Well anyway, Ehrman’s big idea is this: the main, primary, numero uno thing about Jesus is that he was an apocalypticist. Jesus definitely believed that the world as he knew it was coming to an end. He really thought that the day of reckoning was imminent. He wasn’t making any plans for retirement. He was totally serious in what he said in the Bible about God coming into the world and establishing His Kingdom on Earth, gathering forth the elect to live in a real living Paradise while casting the evil ones into some kind of fiery realm. Jesus was totally convinced that his disciples and followers were going to live to see it. He wasn’t just saying that to get attention, or referring to some cosmic after-life event or something that might happen thousands of years in the future, or what you might experience during meditation. Jesus actually figured that the mighty, haughty Romans and the corrupt Jews who ran the Temple Establishment of his day had finally gotten God’s dander up beyond the boiling point, and it was up to him to sound the alarm.
I’ve read quite a number of books about the various viewpoints that different scholars have about Jesus. Some say he was a liberation theologist, some say he was a proto-feminist, some paint him as an anti-establishment hippie, others say he was a Buddha-like spiritual wise man. I myself pictured Jesus as a religious reformer who wanted to universalize Judaism and turn the struggle for the Promised Land into a quest for inner peace. As Ehrman says, we all would like to believe that Jesus was thinking of us and our modern world. But no, sez Ehrman, actually he wasn’t. He was doing something that we’d now throw you in an institution for . . . . i.e., going around telling people to repent, for the Day of Judgement is near!
I hate to say it, but Ehrman makes an awfully good case about that. His theory seems to snugly fit around the factual and conceptual structure that surrounds what is known about Jesus and the world he lived in. Ehrman seems to explain a lot more things than most of the other pop scholars do. He puts a trunk load of things into perspective and gives you a whole rash of “ah-ha!” moments.
Well, I’m not finished with the lectures yet, but I’m already thinking that I may have to change my web site article about Jesus. I may have to see Jesus in a somewhat different light. Not that the apocalypse stuff makes Jesus totally irrelevant to us. But it does limit just how seriously we should take some of his words (and also justifies the fact that we never really took his words all that seriously anyway). I mean, if God is not gonna be taking charge of things next week, then maybe you can’t just give all you own to the poor. If Jesus and his followers really did believe that the time had come, then doing radical stuff like that wasn’t so crazy or difficult for them. But if the world is gonna just keep schleping on pretty much the same as it always has, then maybe we shouldn’t feel so guilty about not living up to Jesus’ lofty ideals. Those ideals have made a lot of people feel guilt over the past 20 centuries, including myself. But if Jesus really thought that it was only a matter of months until Utopia arrived, then maybe we’ve been too hard on ourselves.

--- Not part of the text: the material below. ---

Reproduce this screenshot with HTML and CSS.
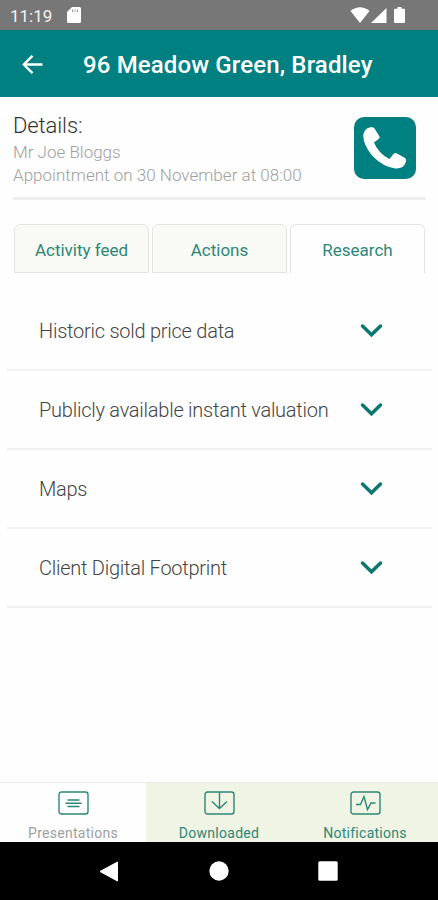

The thing that gets me is, how did so many people in ancient Palestine come to literally accept and believe in what Jesus was saying about the upcoming Parousia? We know that it wasn’t just Jesus and his followers. The idea of apocalypse was in the air throughout Jesus’ ministry, and had been for some time. There were other prophets of the apocalypse in the region, both before and after Jesus – John the Baptist was one, but then there was also Theudius, and the Egyptian, and probably lots of others who were never mentioned on a written scroll that survived to the modern era. And then of course, there was the Essene community at Qumran. They were expecting an apocalypse big time; but unlike John and Jesus they just huddled together in the desert and didn’t go around preaching about it. How did such an idea, which today we’d call “wishful thinking”, come to be accepted as fact by so many people?
Well OK, it was a pre-scientific era, when myth and magic were the main events. Life was very different then. And so, I guess, were the minds of people. Does this mean that Jesus is totally irrelevant to modern times as a moral and spiritual guide? No, of course not. Even if Jesus had died for a mistaken cause, the fact remains that he died out of love for his people. He gave up what may have been a relatively comfortable life as a village craftsman for an uncertain and ultimately fatal mission to save people from doom once the Son of Man appeared in the clouds. He did what he did out of love and passion. I don’t think that even the most skeptical of academians and rationalists (like myself) can ever take that away from Jesus.